What to work on — Repeat the listing word for word. No pictures belong in the copy.

Supplied information —
# # # # # # #
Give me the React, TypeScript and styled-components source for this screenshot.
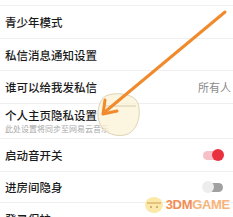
import React from 'react';
import styled, { createGlobalStyle } from 'styled-components';

const GlobalStyle = createGlobalStyle`
  html, body {
    margin: 0;
    padding: 0;
    background: #fff;
    overflow: hidden;
  }
  body {
    font-family: "Noto Sans CJK SC", "Noto Sans", sans-serif;
  }
`;

const Page = styled.div`
  position: relative;
  width: 233px;
  height: 217px;
  overflow: hidden;
  background: #fff;
`;

const TopEdge = styled.div`
  height: 5px;
  border-bottom: 1px solid #f0f0f0;
`;

const Row = styled.div<{ $h: number }>`
  height: ${p => p.$h}px;
  border-bottom: 1px solid #efefef;
  display: flex;
  align-items: center;
  justify-content: space-between;
  padding: 0 10px 0 5px;
  box-sizing: border-box;
`;

const TextCol = styled.div`
  display: flex;
  flex-direction: column;
  gap: 2px;
`;

const Title = styled.span`
  font-size: 11.5px;
  line-height: 14px;
  font-weight: 500;
  color: #1a1a1a;
  white-space: nowrap;
`;

const Sub = styled.span`
  font-size: 8px;
  line-height: 10px;
  color: #a8a8a8;
  white-space: nowrap;
`;

const Value = styled.span`
  font-size: 11px;
  color: #8a8a8a;
  margin-right: -8px;
`;

const Track = styled.div<{ $on: boolean }>`
  position: relative;
  width: 20px;
  height: 9px;
  border-radius: 5px;
  background: ${p => (p.$on ? '#f7c0c6' : '#a0a0a0')};
`;

const Knob = styled.div<{ $on: boolean }>`
  position: absolute;
  top: -1.5px;
  left: ${p => (p.$on ? '9px' : '-1px')};
  width: 12px;
  height: 12px;
  border-radius: 50%;
  background: ${p => (p.$on ? '#e8303f' : '#ededed')};
`;

const Overlay = styled.svg`
  position: absolute;
  left: 0;
  top: 0;
  pointer-events: none;
`;

const Watermark = styled.div`
  position: absolute;
  right: 3px;
  bottom: 3px;
  display: flex;
  align-items: center;
  gap: 1px;
`;

const Mark = styled.span`
  font-family: "Liberation Sans", Arial, sans-serif;
  font-weight: bold;
  font-size: 13px;
  letter-spacing: -0.3px;
  color: #f07a3a;
  opacity: 0.85;
  span {
    color: #f6a765;
  }
`;

const Toggle: React.FC<{ on: boolean }> = ({ on }) => (
  <Track $on={on}>
    <Knob $on={on} />
  </Track>
);

const App: React.FC = () => {
  return (
    <Page>
      <GlobalStyle />
      <TopEdge />
      <Row $h={33}><Title>青少年模式</Title></Row>
      <Row $h={32}><Title>私信消息通知设置</Title></Row>
      <Row $h={33}>
        <Title>谁可以给我发私信</Title>
        <Value>所有人</Value>
      </Row>
      <Row $h={35}>
        <TextCol>
          <Title>个人主页隐私设置</Title>
          <Sub>此处设置将同步至网易云音乐</Sub>
        </TextCol>
      </Row>
      <Row $h={33}>
        <Title>启动音开关</Title>
        <Toggle on />
      </Row>
      <Row $h={31}>
        <Title>进房间隐身</Title>
        <Toggle on={false} />
      </Row>
      <Row $h={33}><Title>登录保护</Title></Row>

      <Overlay width="233" height="217" viewBox="0 0 233 217">
        <g opacity="0.75">
          <path d="M103 98 C 108 92, 130 92, 136 100 C 142 108, 140 128, 128 134 C 118 138, 104 134, 100 124 C 96 116, 98 104, 103 98 Z" fill="#fbf3d6" stroke="#c9b88a" strokeWidth="0.8" />
          <path d="M104 106 L 136 106" stroke="#b8a070" strokeWidth="0.7" />
        </g>
        <line x1="225" y1="12" x2="106" y2="111" stroke="#f08a2c" strokeWidth="3" strokeLinecap="round" />
        <path d="M103 114 L 105 100 M103 114 L 117 111" stroke="#f08a2c" strokeWidth="3" strokeLinecap="round" fill="none" />
      </Overlay>

      <Watermark>
        <svg width="22" height="20" viewBox="0 0 22 20">
          <ellipse cx="11" cy="11" rx="9" ry="8" fill="#fbe49a" opacity="0.85" />
          <path d="M4 9 L 18 9" stroke="#c98a3a" strokeWidth="0.8" />
          <circle cx="8" cy="13" r="0.8" fill="#9a6a2a" />
          <circle cx="14" cy="13" r="0.8" fill="#9a6a2a" />
        </svg>
        <Mark>3DM<span>GAME</span></Mark>
      </Watermark>
    </Page>
  );
};

export default App;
# # # # # # #
Response to the task —
Give me the React, TypeScript and styled-components source for this screenshot.
import React from 'react';
import styled, { createGlobalStyle } from 'styled-components';

const GlobalStyle = createGlobalStyle`
  html, body {
    margin: 0;
    padding: 0;
    background: #fff;
    overflow: hidden;
  }
  body {
    font-family: "Noto Sans CJK SC", "Noto Sans", sans-serif;
  }
`;

const Page = styled.div`
  position: relative;
  width: 233px;
  height: 217px;
  overflow: hidden;
  background: #fff;
`;

const TopEdge = styled.div`
  height: 5px;
  border-bottom: 1px solid #f0f0f0;
`;

const Row = styled.div<{ $h: number }>`
  height: ${p => p.$h}px;
  border-bottom: 1px solid #efefef;
  display: flex;
  align-items: center;
  justify-content: space-between;
  padding: 0 10px 0 5px;
  box-sizing: border-box;
`;

const TextCol = styled.div`
  display: flex;
  flex-direction: column;
  gap: 2px;
`;

const Title = styled.span`
  font-size: 11.5px;
  line-height: 14px;
  font-weight: 500;
  color: #1a1a1a;
  white-space: nowrap;
`;

const Sub = styled.span`
  font-size: 8px;
  line-height: 10px;
  color: #a8a8a8;
  white-space: nowrap;
`;

const Value = styled.span`
  font-size: 11px;
  color: #8a8a8a;
  margin-right: -8px;
`;

const Track = styled.div<{ $on: boolean }>`
  position: relative;
  width: 20px;
  height: 9px;
  border-radius: 5px;
  background: ${p => (p.$on ? '#f7c0c6' : '#a0a0a0')};
`;

const Knob = styled.div<{ $on: boolean }>`
  position: absolute;
  top: -1.5px;
  left: ${p => (p.$on ? '9px' : '-1px')};
  width: 12px;
  height: 12px;
  border-radius: 50%;
  background: ${p => (p.$on ? '#e8303f' : '#ededed')};
`;

const Overlay = styled.svg`
  position: absolute;
  left: 0;
  top: 0;
  pointer-events: none;
`;

const Watermark = styled.div`
  position: absolute;
  right: 3px;
  bottom: 3px;
  display: flex;
  align-items: center;
  gap: 1px;
`;

const Mark = styled.span`
  font-family: "Liberation Sans", Arial, sans-serif;
  font-weight: bold;
  font-size: 13px;
  letter-spacing: -0.3px;
  color: #f07a3a;
  opacity: 0.85;
  span {
    color: #f6a765;
  }
`;

const Toggle: React.FC<{ on: boolean }> = ({ on }) => (
  <Track $on={on}>
    <Knob $on={on} />
  </Track>
);

const App: React.FC = () => {
  return (
    <Page>
      <GlobalStyle />
      <TopEdge />
      <Row $h={33}><Title>青少年模式</Title></Row>
      <Row $h={32}><Title>私信消息通知设置</Title></Row>
      <Row $h={33}>
        <Title>谁可以给我发私信</Title>
        <Value>所有人</Value>
      </Row>
      <Row $h={35}>
        <TextCol>
          <Title>个人主页隐私设置</Title>
          <Sub>此处设置将同步至网易云音乐</Sub>
        </TextCol>
      </Row>
      <Row $h={33}>
        <Title>启动音开关</Title>
        <Toggle on />
      </Row>
      <Row $h={31}>
        <Title>进房间隐身</Title>
        <Toggle on={false} />
      </Row>
      <Row $h={33}><Title>登录保护</Title></Row>

      <Overlay width="233" height="217" viewBox="0 0 233 217">
        <g opacity="0.75">
          <path d="M103 98 C 108 92, 130 92, 136 100 C 142 108, 140 128, 128 134 C 118 138, 104 134, 100 124 C 96 116, 98 104, 103 98 Z" fill="#fbf3d6" stroke="#c9b88a" strokeWidth="0.8" />
          <path d="M104 106 L 136 106" stroke="#b8a070" strokeWidth="0.7" />
        </g>
        <line x1="225" y1="12" x2="106" y2="111" stroke="#f08a2c" strokeWidth="3" strokeLinecap="round" />
        <path d="M103 114 L 105 100 M103 114 L 117 111" stroke="#f08a2c" strokeWidth="3" strokeLinecap="round" fill="none" />
      </Overlay>

      <Watermark>
        <svg width="22" height="20" viewBox="0 0 22 20">
          <ellipse cx="11" cy="11" rx="9" ry="8" fill="#fbe49a" opacity="0.85" />
          <path d="M4 9 L 18 9" stroke="#c98a3a" strokeWidth="0.8" />
          <circle cx="8" cy="13" r="0.8" fill="#9a6a2a" />
          <circle cx="14" cy="13" r="0.8" fill="#9a6a2a" />
        </svg>
        <Mark>3DM<span>GAME</span></Mark>
      </Watermark>
    </Page>
  );
};

export default App;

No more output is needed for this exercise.